On Sunday 24 September 2006 04:13, Christoph Lameter wrote:
> On Sat, 23 Sep 2006, Andi Kleen wrote:
> > The problem is that if someone has a workload with lots of pinned pages
> > (e.g. lots of mlock) then the first 16MB might fill up completely and
> > there is no chance at all to free it because it's pinned
>
> Note that mlock'ed pages are movable. mlock only specifies that pages
> must stay in memory. It does not say that they cannot be moved. So
> page migration could help there.
There are still other cases where it is not the case. e.g. long term
pinned IO. Or kernel workloads that allocate unfreeable objects.
Not doing any reservation would just seem risky and fragile to me.

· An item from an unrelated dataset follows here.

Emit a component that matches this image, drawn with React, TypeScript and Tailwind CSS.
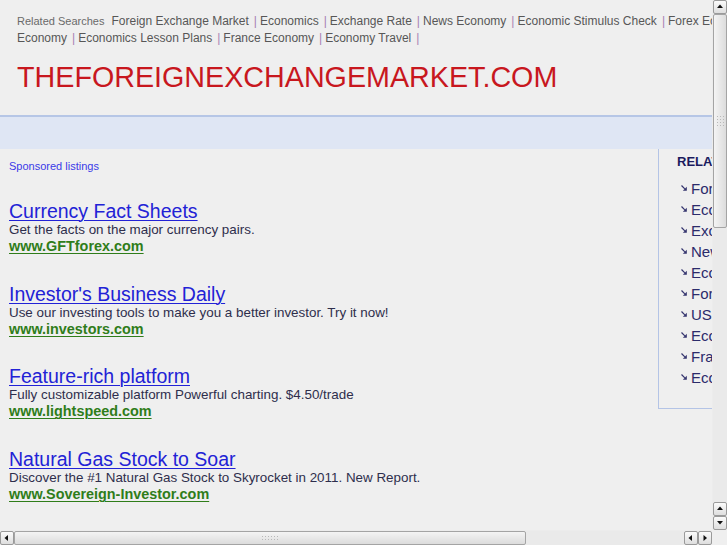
import React from "react";

const related = [
  "Foreign Exchange Market",
  "Economics",
  "Exchange Rate",
  "News Economy",
  "Economic Stimulus Check",
  "Forex Economy",
  "US Economy",
  "Economics Lesson Plans",
  "France Economy",
  "Economy Travel",
];

const ads = [
  { title: "Currency Fact Sheets", body: "Get the facts on the major currency pairs.", url: "www.GFTforex.com" },
  { title: "Investor's Business Daily", body: "Use our investing tools to make you a better investor. Try it now!", url: "www.investors.com" },
  { title: "Feature-rich platform", body: "Fully customizable platform Powerful charting. $4.50/trade", url: "www.lightspeed.com" },
  { title: "Natural Gas Stock to Soar", body: "Discover the #1 Natural Gas Stock to Skyrocket in 2011. New Report.", url: "www.Sovereign-Investor.com" },
];

function Sep() {
  return <span className="ml-[5px] mr-[3px] text-[#a682b4]">|</span>;
}

function Bullet() {
  return (
    <svg width="6" height="6" viewBox="0 0 6 6" className="mr-[4px] mt-[-4px] shrink-0">
      <path d="M0.5 0.5 L3.8 3.8" stroke="#34346e" strokeWidth="1.2" />
      <path d="M5.8 1.8 L5.8 5.8 L1.8 5.8 Z" fill="#34346e" />
    </svg>
  );
}

function Arrow({ dir }: { dir: "up" | "down" | "left" | "right" }) {
  const d = {
    up: "M1 5 L4 1.5 L7 5 Z",
    down: "M1 2 L4 5.5 L7 2 Z",
    left: "M5 1 L1.5 4 L5 7 Z",
    right: "M2.5 1 L6 4 L2.5 7 Z",
  }[dir];
  return (
    <svg width="8" height="8" viewBox="0 0 8 8">
      <path d={d} fill="#111" />
    </svg>
  );
}

function StepBtn({ dir }: { dir: "up" | "down" | "left" | "right" }) {
  return (
    <div className="flex h-[14px] w-[14px] items-center justify-center rounded-[2px] border border-[#9a9a9a] bg-gradient-to-b from-[#fbfbfb] to-[#dedede]">
      <Arrow dir={dir} />
    </div>
  );
}

function Grip({ vertical }: { vertical?: boolean }) {
  const dots = Array.from({ length: 12 });
  return (
    <div className={vertical ? "grid grid-cols-3 gap-[2px]" : "grid grid-cols-6 gap-[2px]"}>
      {dots.map((_, i) => (
        <div key={i} className="h-[1px] w-[1px] bg-[#b8b8b8]" />
      ))}
    </div>
  );
}

export default function App() {
  return (
    <div className="relative h-[545px] w-[727px] overflow-hidden bg-[#efefef] font-['Liberation_Sans',Arial,sans-serif]">
      <div className="w-[1000px]">
        <div className="px-[17px] pt-[13px]">
          <div className="whitespace-nowrap text-[12px] leading-[17px] text-[#575757]">
            <span className="mr-[7px] text-[11px] text-[#6a6a6a]">Related Searches</span>
            {related.slice(0, 6).map((r, i) => (
              <span key={r}>
                {i > 0 && <Sep />}
                {r}
              </span>
            ))}
            <Sep />US
          </div>
          <div className="whitespace-nowrap text-[12px] leading-[17px] text-[#575757]">
            Economy
            {related.slice(7).map((r) => (
              <span key={r}>
                <Sep />
                {r}
              </span>
            ))}
            <Sep />
          </div>
          <h1 className="mt-[12px] text-[28.7px] leading-[36px] text-[#c8171e]">THEFOREIGNEXCHANGEMARKET.COM</h1>
        </div>

        <div className="mt-[20px] h-[34px] border-t-2 border-[#b6c6e6] bg-[#dfe6f4]" />

        <div className="flex">
          <div className="w-[658px] pl-[9px] pt-[10px]">
            <div className="text-[11px] leading-[14px] text-[#3a3ae8]">Sponsored listings</div>
            <div className="mt-[28px] flex flex-col">
              {ads.map((a) => (
                <div key={a.title} className="h-[82.7px]">
                  <div className="text-[19.5px] leading-[21px] text-[#2222d6] underline decoration-1 underline-offset-2">{a.title}</div>
                  <div className="text-[13.4px] leading-[16px] text-[#2e2e4c]">{a.body}</div>
                  <div className="text-[14.4px] font-bold leading-[16px] text-[#2f7d1a] underline decoration-1 underline-offset-2">{a.url}</div>
                </div>
              ))}
            </div>
          </div>
          <div className="h-[260px] w-[240px] border-b border-l border-[#b4c4e6] pl-[18px] pt-[5px]">
            <div className="text-[13px] font-bold leading-[16px] text-[#1b1b5e]">RELATED SEARCHES</div>
            <div className="mt-[9px] flex flex-col pl-[4px]">
              {related.map((r) => (
                <div key={r} className="flex h-[21px] items-center whitespace-nowrap text-[15px] text-[#2b2b6b]">
                  <Bullet />
                  {r}
                </div>
              ))}
            </div>
          </div>
        </div>
      </div>

      {/* vertical scrollbar */}
      <div className="absolute right-0 top-0 flex h-[530px] w-[15px] flex-col bg-[#ececec] pl-[1px]">
        <StepBtn dir="up" />
        <div className="flex h-[214px] w-[14px] items-center justify-center rounded-[2px] border border-[#a4a4a4] bg-gradient-to-r from-[#f4f4f4] to-[#dcdcdc]">
          <Grip vertical />
        </div>
        <div className="flex-1 bg-[#eaeaea]" />
        <StepBtn dir="up" />
        <StepBtn dir="down" />
      </div>

      {/* horizontal scrollbar */}
      <div className="absolute bottom-0 left-0 flex h-[15px] w-[712px] bg-[#ececec] pt-[1px]">
        <StepBtn dir="left" />
        <div className="flex h-[14px] w-[512px] items-center justify-center rounded-[2px] border border-[#a4a4a4] bg-gradient-to-b from-[#f4f4f4] to-[#dcdcdc]">
          <Grip />
        </div>
        <div className="flex-1 bg-[#eaeaea]" />
        <StepBtn dir="left" />
        <StepBtn dir="right" />
      </div>
      <div className="absolute bottom-0 right-0 h-[15px] w-[15px] bg-[#efefef]" />
    </div>
  );
}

Also I'm not sure we want to have the quite large page migration code in small
i386 kernels.
I think what would be a good short term idea would be to remove ZONE_DMA
from the normal zone lists. Possible even allocate its metadata somewhere
else to give the cache advantages you were looking for.
Then make its size configurable and only
allow allocating from it using some variant of your range allocator
via dma_alloc_*(). Actually in this case it might be better to write
a new specialized small allocator that is more optimized for the "range" task
than buddy. Buta brute force version of buddy would
likely work too, at least short term.
Then if that works swiotlb could be converted over to use it too. Once
there is such a allocator there is really no reason it still needs a separate
pool. Ok it is effectively GFP_ATOMIC so perhaps the thresholds for keeping
free memory for atomic purposes would need to be a little more aggressive
on the DMA pool.
In terms of memory consumption it should be similar as now because
the current VM usually keeps ZONE_DMA free too. But with a configurable
size it might make more people happy (both those for which
16MB is too much and for those where 16MB is too little). Although
to be honest the 16MB default seems to work for most people anyways,
so it's not really a very urgently needed change.
But this would require getting rid of all GFP_DMA users first
and converting them over the dma_alloc_*. Unfortunately
there are still quite a few left.
$ grep -r GFP_DMA drivers/* | wc -l
148
Anyone volunteering for auditing and fixing them?
Most drivers are probably relatively easy (except that testing
them might be difficult), but there are cases where it is used
in the block layer for generic allocations and finding everyone who
relies on that might be nasty.
Most of the culprits are likely CONFIG_ISA so they don't matter
for x86-64, but i386 unfortunately still needs to support that .
I suppose it would be also a good opportunity to get rid of some
really old broken drivers. e.g. supporting ISA doesn't need to mean
still keeping drivers that haven't compiled for years.